The US Securities and Exchange Commission (SEC) is seeking market feedback on best practices for carbon disclosure, as the agency under President Joe Biden places environmental and social governance (ESG) issues "front and center," acting chair Allison Herren Lee said.

The commission is seeking input from investors, registrants and other market participants on climate change disclosure so that it can take the best regulatory approach, Lee said. It is working to facilitate the disclosure of "consistent, comparable and reliable information" on climate change.

"Investors are demanding more and better information on climate and ESG, and that demand is not being met by the current voluntary framework," Lee said yesterday during a virtual event hosted by the Center for American Progress. Investors are not receiving the benefits of comparability that would come with standardized disclosures, she said.

"It is time to move from the question of ‘if' to the more difficult question of ‘how' we obtain disclosure on climate," she said. "That supposed distinction — between what is ‘good' and what is profitable, between what is sustainable environmentally and what is sustainable economically, between acting in pursuit of the public interest and acting to maximize the bottom line — is increasingly diminished."

Mandatory climate risk disclosure is imperative as more corporations set net-zero carbon targets, Mindy Lubber, president of sustainable investment advocacy organization Ceres, told Argus. "Everyone has to live by a government standard."

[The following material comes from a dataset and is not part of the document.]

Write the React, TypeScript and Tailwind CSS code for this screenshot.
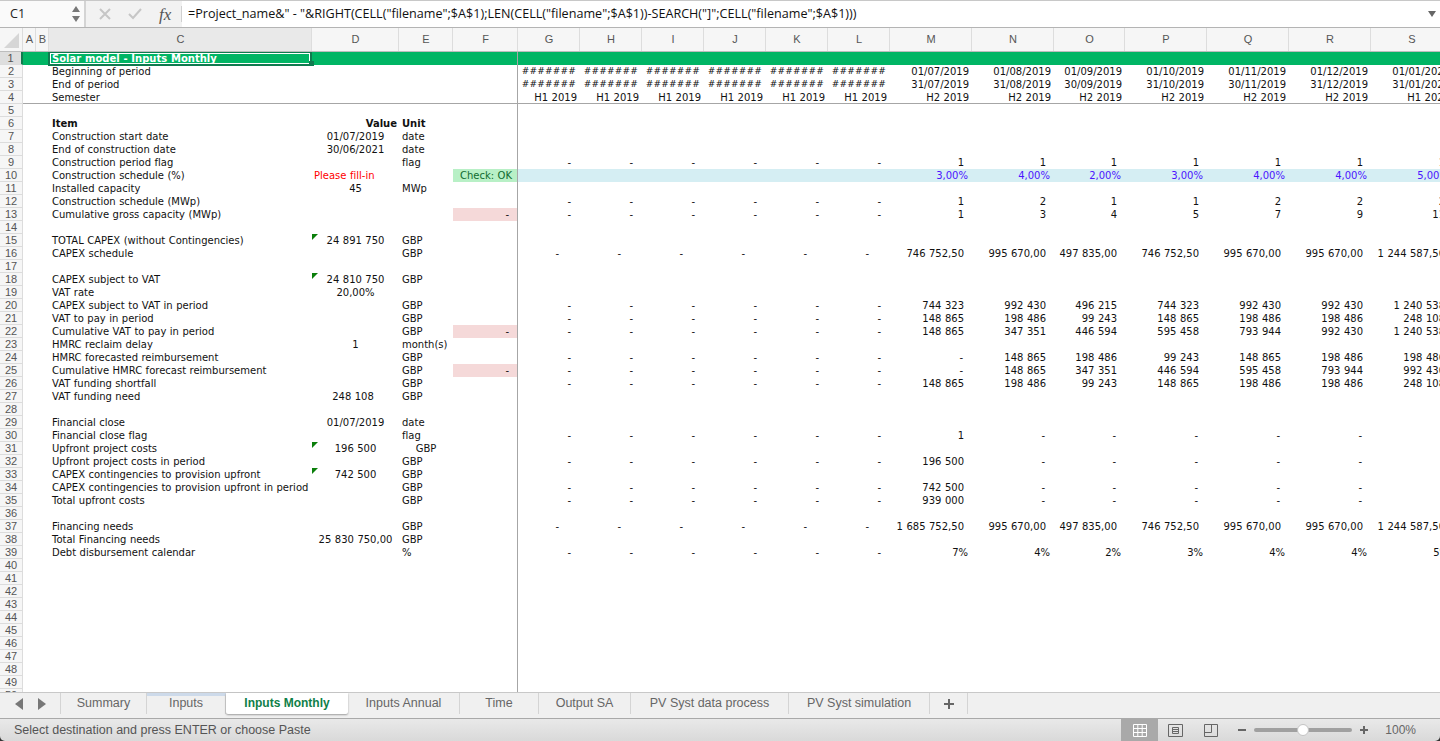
import React from "react";

type Row = {
  n: number;
  c?: string;
  d?: string;
  dAlign?: string;
  tri?: boolean;
  e?: string;
  eCenter?: boolean;
  f?: "check" | "pink";
  early?: string[];
  late?: string[];
  pad?: string;
  earlyPad?: string;
  bold?: boolean;
  blue?: boolean;
  band?: boolean;
  hashes?: boolean;
};

const TEMPLATE =
  "grid h-[13px] grid-cols-[23px_13px_13px_263px_87px_54px_65px_62px_62px_62px_62px_62px_62px_82px_82px_71px_82px_82px_82px_82px]";

const dashes = Array(6).fill("-");
const h1 = Array(6).fill("H1 2019");
const hashes = Array(6).fill("#######");
const dash6 = (first: string) => [first, "-", "-", "-", "-", "-", "-"];

const capexSched = ["746 752,50", "995 670,00", "497 835,00", "746 752,50", "995 670,00", "995 670,00", "1 244 587,50"];

const rows: Row[] = [
  { n: 2, c: "Beginning of period", early: hashes, hashes: true, pad: "pr-[3px]", late: ["01/07/2019", "01/08/2019", "01/09/2019", "01/10/2019", "01/11/2019", "01/12/2019", "01/01/2020"] },
  { n: 3, c: "End of period", early: hashes, hashes: true, pad: "pr-[3px]", late: ["31/07/2019", "31/08/2019", "30/09/2019", "31/10/2019", "30/11/2019", "31/12/2019", "31/01/2020"] },
  { n: 4, c: "Semester", early: h1, earlyPad: "pr-[3px]", pad: "pr-[3px]", late: ["H2 2019", "H2 2019", "H2 2019", "H2 2019", "H2 2019", "H2 2019", "H1 2020"] },
  { n: 5 },
  { n: 6, c: "Item", d: "Value", dAlign: "text-right pr-[2px]", e: "Unit", bold: true },
  { n: 7, c: "Construction start date", d: "01/07/2019", e: "date" },
  { n: 8, c: "End of construction date", d: "30/06/2021", e: "date" },
  { n: 9, c: "Construction period flag", e: "flag", early: dashes, late: ["1", "1", "1", "1", "1", "1", "1"] },
  { n: 10, c: "Construction schedule (%)", d: "Please fill-in", dAlign: "text-left pl-[2px] text-[#ff0000]", f: "check", band: true, blue: true, pad: "pr-[4px]", late: ["3,00%", "4,00%", "2,00%", "3,00%", "4,00%", "4,00%", "5,00%"] },
  { n: 11, c: "Installed capacity", d: "45", e: "MWp" },
  { n: 12, c: "Construction schedule (MWp)", early: dashes, late: ["1", "2", "1", "1", "2", "2", "2"] },
  { n: 13, c: "Cumulative gross capacity (MWp)", f: "pink", early: dashes, late: ["1", "3", "4", "5", "7", "9", "11"] },
  { n: 14 },
  { n: 15, c: "TOTAL CAPEX (without Contingencies)", d: "24 891 750", tri: true, e: "GBP" },
  { n: 16, c: "CAPEX schedule", e: "GBP", early: dashes, earlyPad: "pr-[21px]", late: capexSched },
  { n: 17 },
  { n: 18, c: "CAPEX subject to VAT", d: "24 810 750", tri: true, e: "GBP" },
  { n: 19, c: "VAT rate", d: "20,00%" },
  { n: 20, c: "CAPEX subject to VAT in period", e: "GBP", early: dashes, late: ["744 323", "992 430", "496 215", "744 323", "992 430", "992 430", "1 240 538"] },
  { n: 21, c: "VAT to pay in period", e: "GBP", early: dashes, late: ["148 865", "198 486", "99 243", "148 865", "198 486", "198 486", "248 108"] },
  { n: 22, c: "Cumulative VAT to pay in period", e: "GBP", f: "pink", early: dashes, late: ["148 865", "347 351", "446 594", "595 458", "793 944", "992 430", "1 240 538"] },
  { n: 23, c: "HMRC reclaim delay", d: "1", e: "month(s)" },
  { n: 24, c: "HMRC forecasted reimbursement", e: "GBP", early: dashes, late: ["-", "148 865", "198 486", "99 243", "148 865", "198 486", "198 486"] },
  { n: 25, c: "Cumulative HMRC forecast reimbursement", e: "GBP", f: "pink", early: dashes, late: ["-", "148 865", "347 351", "446 594", "595 458", "793 944", "992 430"] },
  { n: 26, c: "VAT funding shortfall", e: "GBP", early: dashes, late: ["148 865", "198 486", "99 243", "148 865", "198 486", "198 486", "248 108"] },
  { n: 27, c: "VAT funding need", d: "248 108", dAlign: "text-center pr-[5px]", e: "GBP" },
  { n: 28 },
  { n: 29, c: "Financial close", d: "01/07/2019", e: "date" },
  { n: 30, c: "Financial close flag", e: "flag", early: dashes, late: dash6("1") },
  { n: 31, c: "Upfront project costs", d: "196 500", tri: true, e: "GBP", eCenter: true },
  { n: 32, c: "Upfront project costs in period", e: "GBP", early: dashes, late: dash6("196 500") },
  { n: 33, c: "CAPEX contingencies to provision upfront", d: "742 500", tri: true, e: "GBP" },
  { n: 34, c: "CAPEX contingencies to provision upfront in period", e: "GBP", early: dashes, late: dash6("742 500") },
  { n: 35, c: "Total upfront costs", e: "GBP", early: dashes, late: dash6("939 000") },
  { n: 36 },
  { n: 37, c: "Financing needs", e: "GBP", early: dashes, earlyPad: "pr-[21px]", late: ["1 685 752,50", ...capexSched.slice(1)] },
  { n: 38, c: "Total Financing needs", d: "25 830 750,00", e: "GBP" },
  { n: 39, c: "Debt disbursement calendar", e: "%", early: dashes, pad: "pr-[4px]", late: ["7%", "4%", "2%", "3%", "4%", "4%", "5%"] },
  ...Array.from({ length: 11 }, (_, i) => ({ n: 40 + i })),
];

const columns = ["A", "B", "C", "D", "E", "F", "G", "H", "I", "J", "K", "L", "M", "N", "O", "P", "Q", "R", "S"];

function RowHead({ n, active }: { n: number; active?: boolean }) {
  return (
    <div
      className={`border-b border-r border-[#dcdcdc] text-center [font-family:'Liberation_Sans',sans-serif] text-[11px] leading-[12px] text-[#555] ${
        active ? "border-r-2 border-r-[#0f7b4f] bg-[#dedede]" : "bg-[#f6f6f6]"
      }`}
    >
      {n}
    </div>
  );
}

function SheetRow({ row }: { row: Row }) {
  const early = row.early ?? Array(6).fill("");
  const late = row.late ?? Array(7).fill("");
  const frozenEdge = row.n === 4 ? "border-b border-[#a6a6a6]" : "";
  const valueColor = row.blue ? "text-[#4b14ff]" : "";
  return (
    <div className={`${TEMPLATE} ${frozenEdge}`}>
      <RowHead n={row.n} />
      <div />
      <div />
      <div className={`whitespace-nowrap pl-[3px] ${row.bold ? "font-bold" : ""}`}>{row.c}</div>
      <div className={`relative whitespace-nowrap ${row.dAlign ?? "text-center"} ${row.bold ? "font-bold" : ""}`}>
        {row.tri && (
          <span className="absolute left-0 top-0 h-0 w-0 border-r-[6px] border-t-[6px] border-r-transparent border-t-[#0b7f0b]" />
        )}
        {row.d}
      </div>
      <div className={`whitespace-nowrap ${row.eCenter ? "text-center" : "pl-[3px]"} ${row.bold ? "font-bold" : ""}`}>
        {row.e}
      </div>
      <div
        className={`border-r border-r-[#a6a6a6] ${
          row.f === "check"
            ? "bg-[#b8f0c6] pl-[2px] text-center text-[#0f6b2f]"
            : row.f === "pink"
              ? "bg-[#f5d9d9] pr-[8px] text-right"
              : ""
        }`}
      >
        {row.f === "check" ? "Check: OK" : row.f === "pink" ? "-" : ""}
      </div>
      {early.map((v, i) => (
        <div
          key={i}
          className={`whitespace-nowrap text-right ${
            row.hashes ? "pr-[4px] text-[9px] tracking-[0.2px]" : (row.earlyPad ?? "pr-[9px]")
          } ${row.band ? "bg-[#d5eef3]" : ""}`}
        >
          {v}
        </div>
      ))}
      {late.map((v, i) => (
        <div
          key={i}
          className={`whitespace-nowrap text-right ${
            v === "-" ? "pr-[9px]" : (row.pad ?? "pr-[8px]")
          } ${valueColor} ${row.band ? "bg-[#d5eef3]" : ""}`}
        >
          {v}
        </div>
      ))}
    </div>
  );
}

function FormulaBar() {
  return (
    <div className="flex h-[28px] border-b border-t border-b-[#b4b4b4] border-t-[#c8c8c8] bg-[#f2f2f2]">
      <div className="flex w-[86px] items-center border-r-2 border-[#d4d4d4] bg-[#fafafa]">
        <span className="w-[71px] pl-[10px] [font-family:'Open_Sans',sans-serif] text-[12.6px] text-[#222]">C1</span>
        <svg width="10" height="18" viewBox="0 0 10 18" className="fill-[#777]">
          <path d="M5 1 9 7H1zM5 17 1 11h8z" />
        </svg>
      </div>
      <div className="flex w-[95px] items-center">
        <svg width="12" height="12" viewBox="0 0 12 12" className="ml-[13px] stroke-[#c6c6c6]" strokeWidth="2" fill="none">
          <path d="M1 1l10 10M11 1 1 11" />
        </svg>
        <svg width="14" height="12" viewBox="0 0 14 12" className="ml-[17px] stroke-[#c6c6c6]" strokeWidth="2" fill="none">
          <path d="M1 6l4 4 8-9" />
        </svg>
        <span className="ml-[17px] [font-family:'Liberation_Serif',serif] text-[17px] italic leading-none text-[#555]">fx</span>
      </div>
      <div className="my-[5px] w-px bg-[#d0d0d0]" />
      <div className="flex flex-1 items-center justify-between bg-white pl-[6px] pr-[4px]">
        <span className="whitespace-nowrap [font-family:'Open_Sans',sans-serif] text-[12.6px] text-[#111]">
          =Project_name&amp;" - "&amp;RIGHT(CELL("filename";$A$1);LEN(CELL("filename";$A$1))-SEARCH("]";CELL("filename";$A$1)))
        </span>
        <svg width="8" height="6" viewBox="0 0 8 6" className="fill-[#666]">
          <path d="M0 0h8L4 6z" />
        </svg>
      </div>
    </div>
  );
}

function ColumnHeaders() {
  return (
    <div className={`${TEMPLATE} !h-[24px] border-b border-[#bdbdbd] bg-[#f6f6f6]`}>
      <div className="relative border-r border-[#dcdcdc]">
        <span className="absolute bottom-[3px] right-[3px] h-0 w-0 border-b-[15px] border-l-[15px] border-b-[#d6d6d6] border-l-transparent" />
      </div>
      {columns.map((c) => (
        <div
          key={c}
          className={`border-r border-[#dddddd] pl-px text-center [font-family:'Liberation_Sans',sans-serif] text-[11px] leading-[23px] text-[#555] ${
            c === "C" ? "bg-[#e9e9e9]" : ""
          }`}
        >
          {c}
        </div>
      ))}
    </div>
  );
}

const tabs = [
  { name: "Summary", w: "w-[86px]" },
  { name: "Inputs", w: "w-[79px]", mark: true },
  { name: "Inputs Monthly", w: "w-[122px]", active: true },
  { name: "Inputs Annual", w: "w-[112px]" },
  { name: "Time", w: "w-[79px]" },
  { name: "Output SA", w: "w-[92px]" },
  { name: "PV Syst data process", w: "w-[158px]" },
  { name: "PV Syst simulation", w: "w-[141px]" },
];

function TabBar() {
  return (
    <div className="flex h-[26px] border-t border-[#c8c8c8] bg-[#f0f0f0] [font-family:'Liberation_Sans',sans-serif] text-[12.5px] text-[#666]">
      <div className="flex h-[21px] w-[61px] items-center border-r border-[#d4d4d4] pl-[15px]">
        <svg width="8" height="12" viewBox="0 0 8 12" className="fill-[#777]">
          <path d="M8 0v12L0 6z" />
        </svg>
        <svg width="8" height="12" viewBox="0 0 8 12" className="ml-[15px] fill-[#777]">
          <path d="M0 0v12l8-6z" />
        </svg>
      </div>
      {tabs.map((t) =>
        t.active ? (
          <div
            key={t.name}
            className={`${t.w} h-[21px] rounded-b-[2px] bg-white text-center text-[12px] font-bold leading-[20px] text-[#0f8048] shadow-[0_1px_2px_rgba(0,0,0,0.35)]`}
          >
            {t.name}
          </div>
        ) : (
          <div
            key={t.name}
            className={`${t.w} h-[21px] border-r border-[#d4d4d4] text-center ${
              t.mark ? "border-t-[3px] border-t-[#cddaea] leading-[14px]" : "leading-[20px]"
            }`}
          >
            {t.name}
          </div>
        ),
      )}
      <div className="flex h-[21px] w-[38px] items-center justify-center border-r border-[#d4d4d4]">
        <svg width="12" height="12" viewBox="0 0 12 12" className="stroke-[#666]" strokeWidth="2">
          <path d="M6 1v10M1 6h10" />
        </svg>
      </div>
    </div>
  );
}

function StatusBar() {
  return (
    <div className="flex h-[23px] items-stretch justify-between rounded-b-[5px] border-t border-[#a9a9a9] bg-gradient-to-b from-[#e9e9e9] to-[#d9d9d9] [font-family:'Liberation_Sans',sans-serif] text-[12.5px] text-[#555]">
      <div className="flex items-center pl-[14px]">Select destination and press ENTER or choose Paste</div>
      <div className="flex items-center">
        <div className="flex h-full w-[37px] items-center justify-center bg-[#a9a9a9]">
          <svg width="14" height="13" viewBox="0 0 14 13" className="stroke-white" fill="none">
            <path d="M.5.5h13v12H.5zM.5 4.5h13M.5 8.5h13M4.8.5v12M9.2.5v12" />
          </svg>
        </div>
        <svg width="15" height="13" viewBox="0 0 15 13" className="ml-[10px] stroke-[#666]" fill="none">
          <path d="M.5.5h14v12H.5zM4.5 3.5h6v6h-6zM4.5 5.5h6M4.5 7.5h6" />
        </svg>
        <svg width="14" height="13" viewBox="0 0 14 13" className="ml-[21px] stroke-[#666]" fill="none">
          <path d="M.5.5h13v12H.5zM.5 8.5h7M7.5.5v8" />
        </svg>
        <div className="ml-[20px] h-[2px] w-[8px] bg-[#666]" />
        <div className="relative ml-[8px] h-[4px] w-[98px] rounded-full bg-[#a0a0a0]">
          <span className="absolute left-[43px] top-[-4px] h-[12px] w-[12px] rounded-full border border-[#c4c4c4] bg-white" />
        </div>
        <svg width="8" height="8" viewBox="0 0 8 8" className="ml-[8px] stroke-[#666]" strokeWidth="2">
          <path d="M4 0v8M0 4h8" />
        </svg>
        <span className="ml-[17px] mr-[24px] text-[12px] text-[#666]">100%</span>
      </div>
    </div>
  );
}

export default function App() {
  return (
    <div className="flex h-[741px] w-[1440px] flex-col overflow-hidden bg-[#333]">
      <FormulaBar />
      <ColumnHeaders />
      <div className="h-[640px] overflow-hidden bg-white [font-family:'DejaVu_Sans',sans-serif] text-[10px] leading-[13px] text-[#111] [font-variant-ligatures:none] [word-spacing:0.3px]">
        {/* Title row with the selected cell */}
        <div className={`${TEMPLATE} bg-[#00b564]`}>
          <RowHead n={1} active />
          <div />
          <div />
          <div className="relative whitespace-nowrap pl-[3px] font-bold text-white">
            Solar model - Inputs Monthly
            <span className="absolute -left-px -top-px h-[15px] w-[264px] border-2 border-[#0f7b4f]">
              <span className="block h-full w-full border border-white" />
            </span>
            <span className="absolute bottom-[-1px] right-[-2px] h-[5px] w-[5px] bg-[#0f7b4f]" />
          </div>
          <div className="col-span-3 border-r border-r-[#a6a6a6]" />
        </div>
        {rows.map((r) => (
          <SheetRow key={r.n} row={r} />
        ))}
      </div>
      <TabBar />
      <StatusBar />
    </div>
  );
}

The SEC request comes two weeks after the commission announced the creation of a climate and ESG task force in its division of enforcement, which will identify ESG-related misconduct. The task force will initially focus on identifying any "material gaps or misstatements" in issuers' disclosure of climate risks.

The US Chamber of Commerce has "urged caution" on the SEC's work on ESG standards, executive vice president Tom Quaadman said.

"While disclosures may be a part of an all-of-government, comprehensive policy to combat climate change, disclosures should be used to protect investors and should not be used as a means to achieve policy goals outside the scope of the federal securities laws," he said.

The new SEC initiative comes as energy companies face increasing pressure from activists over how they portray their climate-related activities to the public.

Earthworks and other activists today said they filed a first-time complaint against Chevron for "unlawfully deceptive advertisements" that they say overstate the company's investment in renewables and its efforts to reduce greenhouse gas emissions. The complaint asks the US Federal Trade Commission to enforce environmental marketing guidelines against the company.

Chevron said the allegations in the complaint are "frivolous." The company said it was taking action to reduce the carbon intensity of its operations and increasing its use of renewable energy.